Step 6: Establish a Timeline and Set Expectations
Proper planning requires establishing a clear timeline and setting expectations for both the audit team and the auditor. Determine the dates for key milestones, including when the auditor will begin the review, when documentation is due, and when final reports are expected.
Additionally, ensure that all parties involved are aware of their responsibilities. The internal team should be prepared to provide documentation and answer questions promptly, and the auditor should communicate any issues or concerns they encounter during the audit. Open and transparent communication is essential for a smooth audit process.
Step 7: Address Issues and Implement Improvements
Once the audit is completed, it is important to address any findings or issues identified by the auditor. If there are discrepancies or compliance issues, work with the auditor to resolve them as quickly as possible. In some cases, corrective actions may need to be taken, such as revising plan documents, improving administrative processes, or making financial adjustments.

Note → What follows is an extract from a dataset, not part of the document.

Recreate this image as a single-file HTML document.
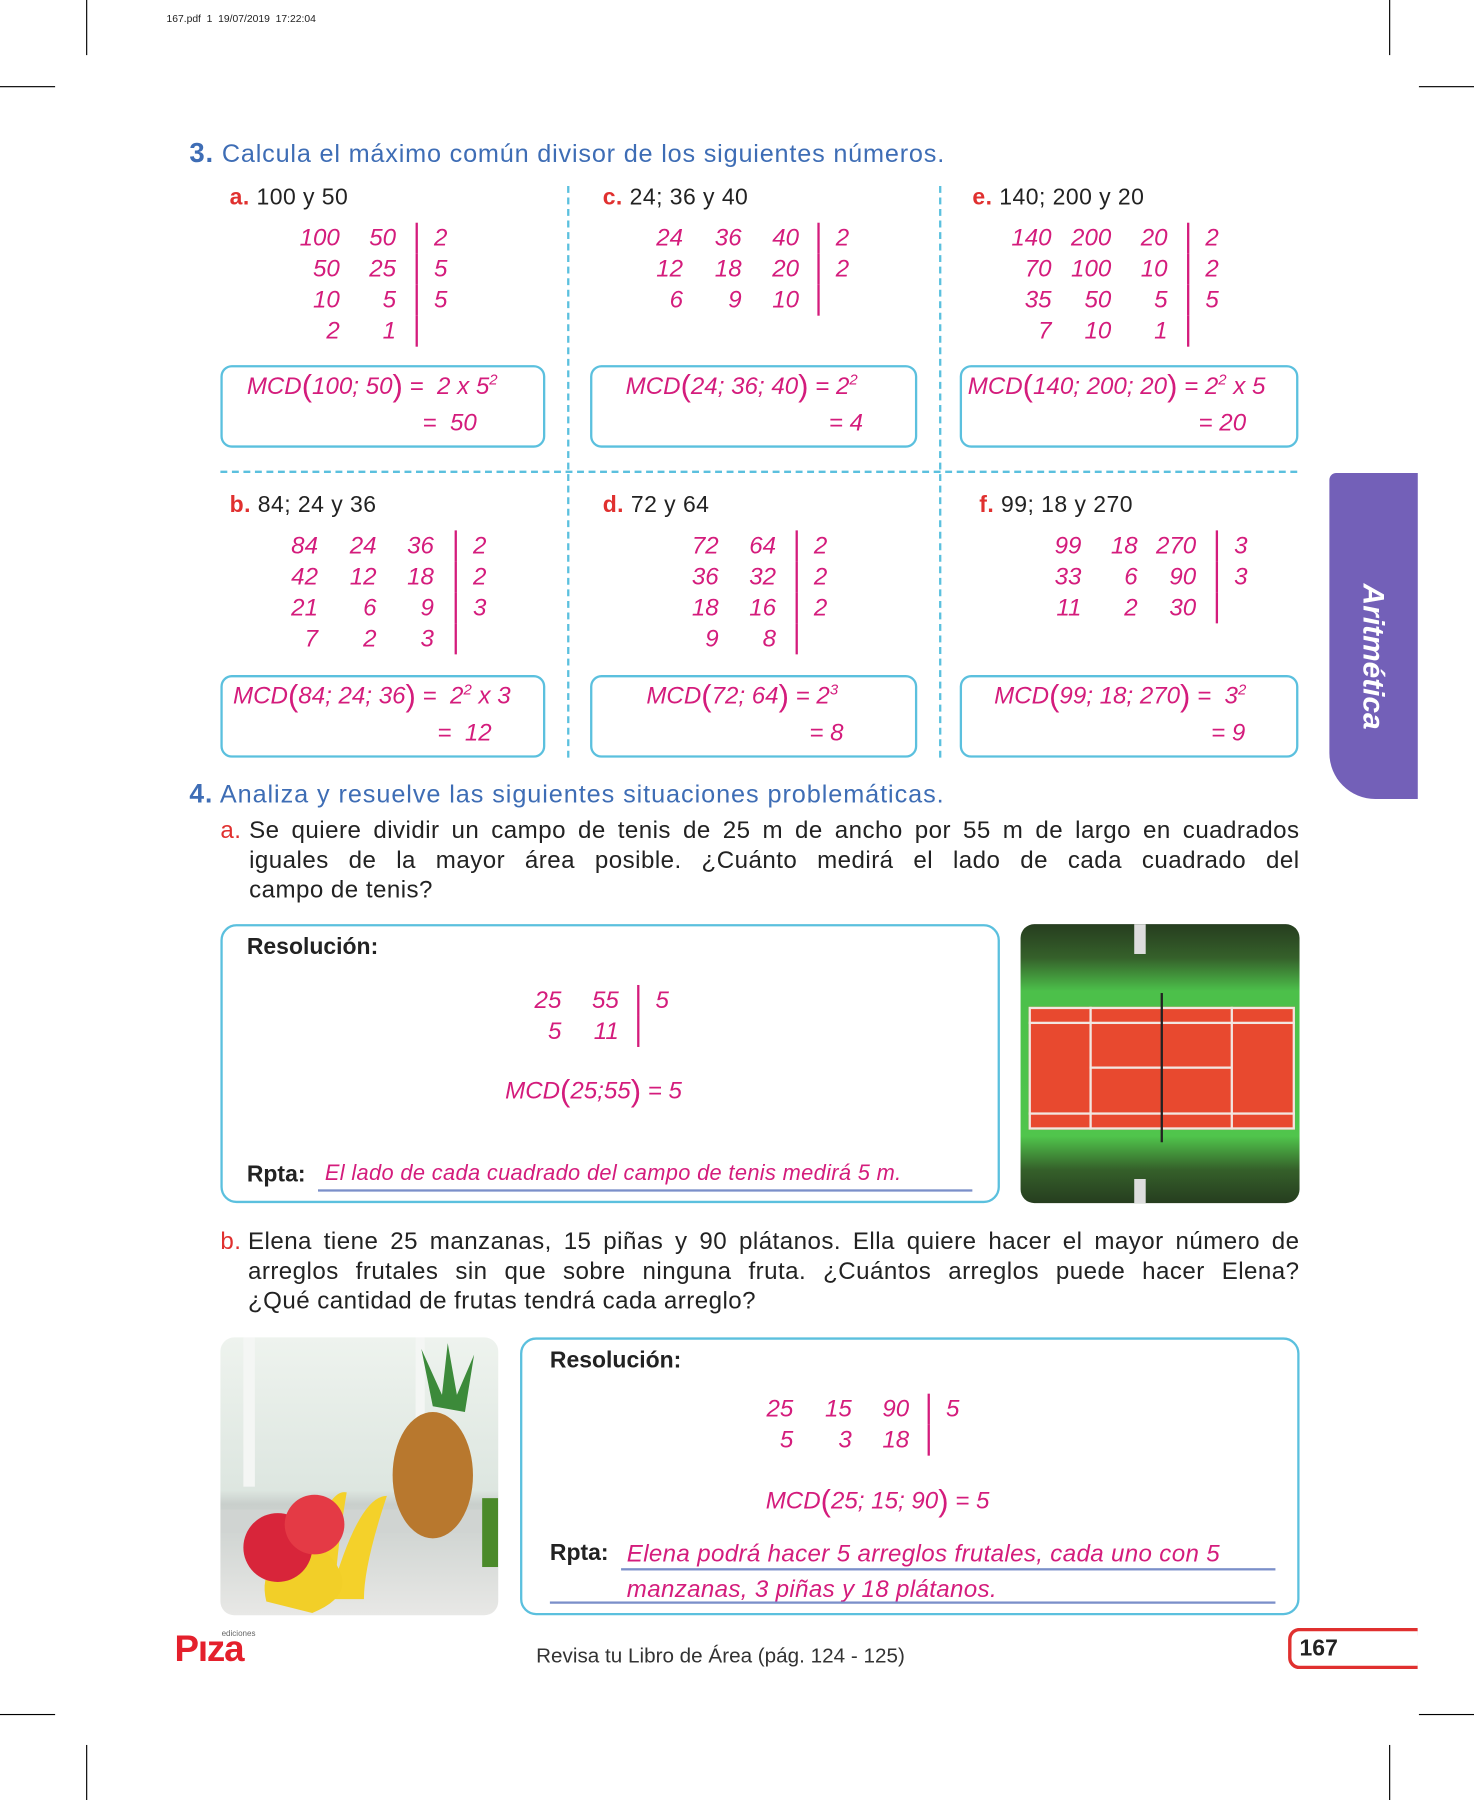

Finally, use the findings from the audit to implement improvements to the plan’s administration. The audit process offers an opportunity for continuous improvement and can help the organization identify areas where the plan could be more efficient or more compliant with regulations.
Conclusion
Planning for an employee benefit plan audit requires careful preparation, clear communication, and thorough documentation. By understanding the requirements, assembling a competent team, preparing the necessary documents, conducting a self-assessment, selecting a qualified auditor, establishing a timeline, and addressing any issues that arise, organizations can ensure that their benefit plans are compliant, efficient, and well-managed. A well-executed audit not only helps meet regulatory requirements but also provides valuable insights into how the employee benefit plan can be improved for the benefit of both the employer and the employees.